- Directed by: Marc Esposito
- Written by: Marc Esposito
- Produced by: Pierre Javaux
- Starring: Bernard Campan Gérard Darmon Jean-Pierre Darroussin Marc Lavoine
- Cinematography: Pascal Caubère
- Edited by: Benoît Alavoine Christian Dior
- Music by: Béatrice Thiriet
- Production companies: BAC Films Canal+ Cofimage 13 France 2 Cinéma PJP Films
- Distributed by: BAC Films
- Release date: 2 April 2003;
- Running time: 100 minutes
- Country: France
- Language: French
- Budget: $5 million
- Box office: $11.9 million

= Le Cœur des hommes =

Le Cœur des hommes (The Heart of Men) is a 2003 French comedy drama film written and directed by Marc Esposito. The film was followed by two sequels: Le coeur des hommes 2, released in 2007, and Le coeur des hommes 3 in 2013.

The opening and the closing credits of the film feature the song "I'll Stand By You" by The Pretenders.

==Main cast==
- Bernard Campan - Antoine
- Gérard Darmon - Jeff
- Jean-Pierre Darroussin - Manu
- Marc Lavoine - Alex
- Ludmila Mikaël - Françoise
- Zoé Félix - Elsa
- Florence Thomassin - Juliette
- Alice Taglioni - Annette

==Plot==
Alex, Antoine, Jeff and Manu have been friends for most of their lives and have achieved their professional goals, therefore all seems to be going well.

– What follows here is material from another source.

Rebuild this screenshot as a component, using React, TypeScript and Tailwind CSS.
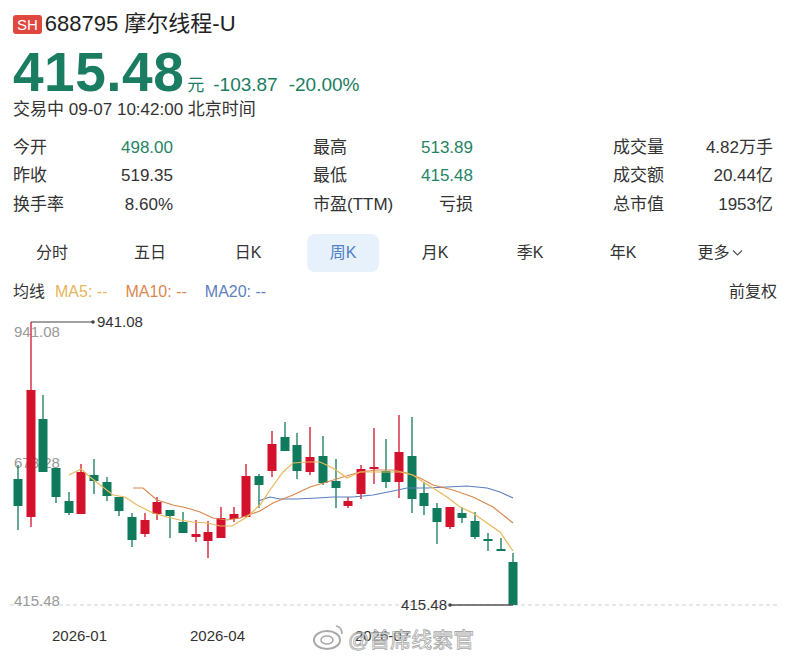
import * as React from "react"

const UP = "#d3112c"
const DOWN = "#0f7a5c"

// [x, wickTop, wickBottom, bodyTop, bodyBottom, up]
const candles: [number, number, number, number, number, boolean][] = [
  [18, 465, 530, 479, 506, false],
  [31, 322, 527, 390, 517, true],
  [43, 395, 472, 419, 472, false],
  [56, 468, 503, 468, 497, false],
  [69, 492, 515, 501, 513, false],
  [81, 464, 514, 472, 514, true],
  [94, 459, 494, 475, 481, false],
  [107, 477, 501, 482, 496, false],
  [119, 497, 516, 497, 511, false],
  [132, 513, 547, 517, 540, false],
  [145, 513, 537, 520, 534, true],
  [157, 497, 520, 502, 514, true],
  [170, 510, 538, 510, 516, false],
  [183, 512, 533, 522, 533, false],
  [196, 520, 542, 534, 537, true],
  [208, 521, 558, 532, 541, true],
  [221, 507, 538, 518, 538, true],
  [234, 507, 522, 514, 519, true],
  [246, 464, 517, 476, 517, true],
  [259, 474, 508, 476, 485, false],
  [272, 431, 477, 444, 471, true],
  [285, 422, 451, 437, 451, false],
  [297, 433, 479, 445, 471, false],
  [310, 427, 475, 457, 472, true],
  [323, 436, 485, 456, 483, false],
  [336, 459, 508, 481, 488, false],
  [348, 497, 508, 501, 506, true],
  [361, 465, 499, 469, 494, true],
  [374, 428, 484, 467, 469, true],
  [386, 439, 488, 471, 482, false],
  [399, 415, 498, 452, 482, true],
  [412, 417, 513, 456, 499, false],
  [424, 482, 515, 493, 506, false],
  [437, 503, 544, 508, 522, false],
  [450, 507, 529, 507, 527, true],
  [462, 507, 523, 513, 518, false],
  [475, 512, 539, 521, 537, false],
  [488, 533, 551, 539, 541, false],
  [501, 538, 550, 549, 551, false],
  [513, 553, 605, 562, 605, false],
]

const ma5 =
  "69,475 81,469 90,477 113,495 125,497 137,505 153,513 167,517 180,520 193,522 207,523 220,526 232,526 247,517 260,505 270,490 283,472 293,463 307,462 320,462 333,468 347,478 360,472 373,472 387,472 400,472 413,475 423,482 433,488 447,497 460,507 473,513 487,523 500,532 513,551"
const ma10 =
  "133,488 143,488 157,500 173,505 187,508 200,512 213,518 227,520 240,518 260,511 273,503 293,495 310,487 327,482 343,477 360,472 377,470 393,470 407,473 420,478 433,485 453,490 473,497 493,507 513,523"
const ma20 =
  "258,501 270,497 280,499 297,499 317,498 333,497 353,497 373,495 393,491 407,488 427,488 447,487 467,486 487,488 500,492 513,498"

const stats = [
  [["今开", "498.00", true], ["最高", "513.89", true], ["成交量", "4.82万手", false]],
  [["昨收", "519.35", false], ["最低", "415.48", true], ["成交额", "20.44亿", false]],
  [["换手率", "8.60%", false], ["市盈(TTM)", "亏损", false], ["总市值", "1953亿", false]],
] as const

const tabs = ["分时", "五日", "日K", "周K", "月K", "季K", "年K", "更多"]

function Chart() {
  return (
    <svg width={790} height={353} viewBox="0 304 790 353" className="block">
      <line x1={10} y1={605} x2={780} y2={605} stroke="#d4d0d0" strokeDasharray="4 3" />
      <text x={14} y={337} fontSize={15} fill="#999">941.08</text>
      <text x={14} y={468} fontSize={15} fill="#999">678.28</text>
      <text x={14} y={606} fontSize={15} fill="#999">415.48</text>

      {candles.map(([x, wt, wb, bt, bb, up], i) => (
        <g key={i}>
          <line x1={x} y1={wt} x2={x} y2={wb} stroke={up ? UP : DOWN} strokeWidth={1.3} />
          <rect
            x={x - 4.5}
            y={bt}
            width={9}
            height={Math.max(bb - bt, 1.5)}
            fill={up ? UP : DOWN}
          />
        </g>
      ))}

      <polyline points={ma20} fill="none" stroke="#5b7fc0" strokeWidth={1.2} />
      <polyline points={ma10} fill="none" stroke="#d9884f" strokeWidth={1.2} />
      <polyline points={ma5} fill="none" stroke="#e8b85a" strokeWidth={1.2} />

      <line x1={31} y1={322} x2={93} y2={322} stroke="#444" strokeWidth={1.2} />
      <circle cx={93} cy={322} r={1.8} fill="#444" />
      <text x={97} y={327} fontSize={15} fill="#333">941.08</text>

      <line x1={450} y1={605} x2={513} y2={605} stroke="#555" strokeWidth={1.5} />
      <circle cx={450} cy={605} r={1.8} fill="#444" />
      <text x={447} y={610} fontSize={15} fill="#333" textAnchor="end">415.48</text>

      <text x={52} y={641} fontSize={15} fill="#333">2026-01</text>
      <text x={190} y={641} fontSize={15} fill="#333">2026-04</text>
      <text x={355} y={641} fontSize={15} fill="#333">2026-07</text>

      <g opacity={0.85}>
        <ellipse cx={327} cy={640} rx={13} ry={9} fill="none" stroke="#999" strokeWidth={2} />
        <ellipse cx={327} cy={640} rx={6} ry={4} fill="none" stroke="#999" strokeWidth={1.5} />
        <path d="M336 626 q6 1 6 8" fill="none" stroke="#999" strokeWidth={1.6} />
        <text
          x={348}
          y={647}
          fontSize={21}
          fill="#fff"
          stroke="#9a9a9a"
          strokeWidth={0.8}
          fontFamily="'Liberation Sans','Noto Sans CJK SC',sans-serif"
        >
          @首席线索官
        </text>
      </g>
    </svg>
  )
}

export default function App() {
  return (
    <div
      className="h-[657px] w-[790px] overflow-hidden bg-white text-[#333]"
      style={{ fontFamily: "'Liberation Sans','Noto Sans CJK SC',sans-serif" }}
    >
      <div className="px-[13px]">
        <div className="mt-[12px] flex h-[24px] items-center gap-[3px]">
          <span className="h-[19px] rounded-[3px] bg-[#e0473f] px-[4px] text-[15px] leading-[19px] text-white">
            SH
          </span>
          <span className="text-[22px] leading-[24px] text-[#222]">688795 摩尔线程-U</span>
        </div>

        <div className="mt-[9px] flex h-[55px] items-baseline leading-none text-[#1a7d61]">
          <span className="text-[55px] font-bold tracking-[0.5px]">415.48</span>
          <span className="ml-[3px] text-[17px]">元</span>
          <span className="ml-[9px] text-[19px]">-103.87</span>
          <span className="ml-[11px] text-[19px]">-20.00%</span>
        </div>

        <div className="h-[20px] text-[17px] leading-[20px] text-[#333]">
          交易中 09-07 10:42:00 北京时间
        </div>

        <div className="mt-[13px]">
          {stats.map((row, r) => (
            <div key={r} className="grid h-[28.5px] grid-cols-[160px_160px_160px] items-center gap-x-[140px] text-[17px]">
              {row.map(([label, value, green]) => (
                <div key={label} className="flex items-center justify-between">
                  <span className="text-[#333]">{label}</span>
                  <span className={green ? "text-[#1f8565]" : "text-[#333]"}>{value}</span>
                </div>
              ))}
            </div>
          ))}
        </div>
      </div>

      <div className="ml-[5px] mt-[15px] grid h-[38px] grid-cols-[94px_102px_94px_96px_88px_102px_84px_110px] text-[16px]">
        {tabs.map((t) => (
          <div key={t} className="flex items-center justify-center">
            {t === "周K" ? (
              <span className="flex h-[38px] w-[72px] items-center justify-center rounded-[8px] bg-[#e7f1fc] text-[#4f7fc4]">
                {t}
              </span>
            ) : t === "更多" ? (
              <span className="flex items-center gap-[2px] text-[#333]">
                更多
                <svg width="11" height="8" viewBox="0 0 11 8">
                  <path d="M1 1.5 L5.5 6 L10 1.5" fill="none" stroke="#555" strokeWidth="1.2" />
                </svg>
              </span>
            ) : (
              <span className="text-[#333]">{t}</span>
            )}
          </div>
        ))}
      </div>

      <div className="mt-[8px] flex h-[24px] items-center px-[13px] text-[16px]">
        <span className="text-[#333]">均线</span>
        <span className="ml-[10px] text-[#e6b55c]">MA5: --</span>
        <span className="ml-[18px] text-[#d9884f]">MA10: --</span>
        <span className="ml-[18px] text-[#5b7fc0]">MA20: --</span>
        <span className="ml-auto text-[#333]">前复权</span>
      </div>

      <Chart />
    </div>
  )
}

Suddenly, the death of a father, a wife's infidelity and a daughter's wedding affects them and brings them closer together. Forced to confront situations beyond their control, they share their feelings, support each other, and question the true meaning of their lives. They realise that their relationship with women is at the heart of all their problems, their conversations and their conflicts.